Serves: 2-4 / Preparation time: 10 minutes / Total time: 20 minutes

This recipe makes enough for one or two with generous leftovers. Look for Char Crust seasoning blend in the meat counter at some grocery stores.

4 strips bacon, cut into ½-inch pieces

1 green onion, cut into ¼-inch pieces on the diagonal

¾ cup cooked, cooled red skin potatoes sliced ¼-inch thick

¼ cup corn kernels (fresh or frozen)

¼ cup heavy whipping cream

2 tablespoons shredded cheddar cheese

Salt and pepper to taste

1 pork tenderloin (about 12 to 14 ounces)

2 tablespoons Char Crust seasoning (hickory flavor) or favorite meat rub

2 tablespoons vegetable or canola oil

½ cup Sweet Baby Ray’s Barbecue sauce

You will need two skillets for this recipe, one for the red skin potato dish and one for the pork. Set each one over medium heat.

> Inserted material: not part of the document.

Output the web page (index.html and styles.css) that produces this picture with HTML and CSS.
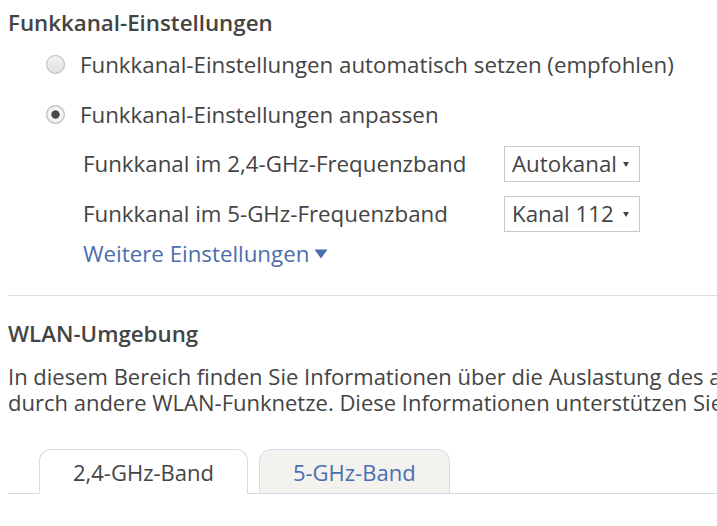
FILE: index.html
```html
<!DOCTYPE html>
<html lang="de">
<head>
<meta charset="utf-8">
<title>Funkkanal</title>
<link rel="stylesheet" href="styles.css">
</head>
<body>
<div class="page">
  <h2 class="section-title">Funkkanal-Einstellungen</h2>
  <div class="radio-group">
    <label class="radio-option"><span class="radio"></span><span>Funkkanal-Einstellungen automatisch setzen (empfohlen)</span></label>
    <label class="radio-option"><span class="radio checked"></span><span>Funkkanal-Einstellungen anpassen</span></label>
  </div>
  <div class="custom">
    <div class="channel-grid">
      <span class="channel-label">Funkkanal im 2,4-GHz-Frequenzband</span>
      <div class="select"><span>Autokanal</span><span class="caret"></span></div>
      <span class="channel-label">Funkkanal im 5-GHz-Frequenzband</span>
      <div class="select"><span>Kanal 112</span><span class="caret"></span></div>
    </div>
    <a class="more-link">Weitere Einstellungen<svg class="more-arrow" width="14" height="10" viewBox="0 0 14 10"><polygon points="0.5,0.5 13.5,0.5 7,9.5" fill="#4a6fae"/></svg></a>
  </div>
  <hr class="divider">
  <h2 class="section-title wlan-title">WLAN-Umgebung</h2>
  <p class="intro">In diesem Bereich finden Sie Informationen über die Auslastung des ausgewählten Funkkanals<br>durch andere WLAN-Funknetze. Diese Informationen unterstützen Sie bei der Auswahl eines Funkkanals.</p>
  <div class="tabs">
    <div class="tab active">2,4-GHz-Band</div>
    <div class="tab">5-GHz-Band</div>
  </div>
</div>
</body>
</html>
```
FILE: styles.css
```css
html, body {
  margin: 0;
  padding: 0;
  background: #fff;
  overflow: hidden;
}
body {
  font-family: "Open Sans", "Noto Sans", sans-serif;
  font-size: 22.3px;
  line-height: 26px;
  color: #444;
}
.page {
  padding: 10.35px 0 0 8px;
  width: 1000px;
}
.section-title {
  margin: 0;
  font-size: 22.3px;
  font-weight: 600;
  line-height: 26px;
  color: #444;
}
.radio-group {
  margin-top: 16px;
  padding-left: 38px;
  display: flex;
  flex-direction: column;
  gap: 24px;
}
.radio-option {
  display: flex;
  align-items: center;
  gap: 15px;
}
.radio {
  width: 17px;
  height: 17px;
  border-radius: 50%;
  border: 1px solid #b7b7b7;
  background: linear-gradient(#f4f4f4, #dedede);
  margin-top: -1px;
  flex: none;
}
.radio.checked {
  background: radial-gradient(circle, #4a4a4a 0, #4a4a4a 3.8px, #f6f6f6 4.6px, #f6f6f6 6.2px, #e0e0e0 8.5px);
}
.custom {
  padding-left: 75px;
  margin-top: 17.65px;
}
.channel-grid {
  display: grid;
  grid-template-columns: 421px 136px;
  grid-auto-rows: 36px;
  row-gap: 14px;
  align-items: center;
}
.select {
  box-sizing: border-box;
  height: 36px;
  border: 1px solid #c9c9c9;
  display: flex;
  align-items: center;
  justify-content: space-between;
  padding: 0 10px 0 7px;
  background: #fff;
}
.caret {
  width: 0;
  height: 0;
  border-left: 3px solid transparent;
  border-right: 3px solid transparent;
  border-top: 5px solid #444;
  margin-top: 1px;
}
.more-link {
  display: inline-flex;
  align-items: center;
  gap: 5px;
  margin-top: 9px;
  color: #4a6fae;
  text-decoration: none;
}
.more-arrow {
  margin-top: 1px;
}
.divider {
  border: 0;
  border-top: 1px solid #dcdcdc;
  margin: 28px 0 0 0;
  height: 0;
}
.wlan-title {
  margin-top: 25.35px;
}
.intro {
  margin: 16px 0 0 0;
  font-size: 22px;
  white-space: nowrap;
}
.tabs {
  margin-top: 33.65px;
  display: flex;
  gap: 11px;
  padding-left: 31px;
  border-bottom: 1px solid #d3dde4;
  font-size: 22px;
}
.tab {
  border: 1px solid #d3dde4;
  border-radius: 12px 12px 0 0;
  padding: 9.35px 33px 7.65px;
  margin-bottom: -1px;
  background: #f3f2ef;
  color: #4a6fae;
}
.tab.active {
  background: #fff;
  color: #444;
  border-bottom-color: #fff;
}
```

In one pan, add the bacon and cook until almost crisp, leaving the grease in the pan. Add green onion and saute one minute. Add potato slices and corn and cook 2 to 3 minutes longer. The potato will brown a little. Add cream and cheese and bring to a simmer. The mixture will thicken. Season with salt and pepper. Set aside.

Meanwhile, cut the pork tenderloin in 3/4- to 1-inch disks and flatten slightly. You should have 8 medallions.

Season each medallion on both sides with the Char Crust seasoning. In the other skillet, heat the oil over medium heat and sear pork medallions on both sides or until the pork is nearly cooked through.

Place 1 to 2 teaspoons barbecue sauce over the top of each medallion and turn them over so that the sauce is now under the meat and sizzling under each medallion. Cook about 1 minute.

Turn medallions over and cook a few moments longer. Divide the potato-corn recipe between 2 plates and top each with pork medallions.

From Chef Pete Loren, and tested by Susan M. Selasky for the Free Press Test Kitchen. Analysis based on 4 servings

412 calories (44 percent from fat), 20 grams fat (6 grams sat. fat), 25 grams carbohydrates, 32 grams protein, 648 mg sodium, 103 mg cholesterol, 1 gram fiber.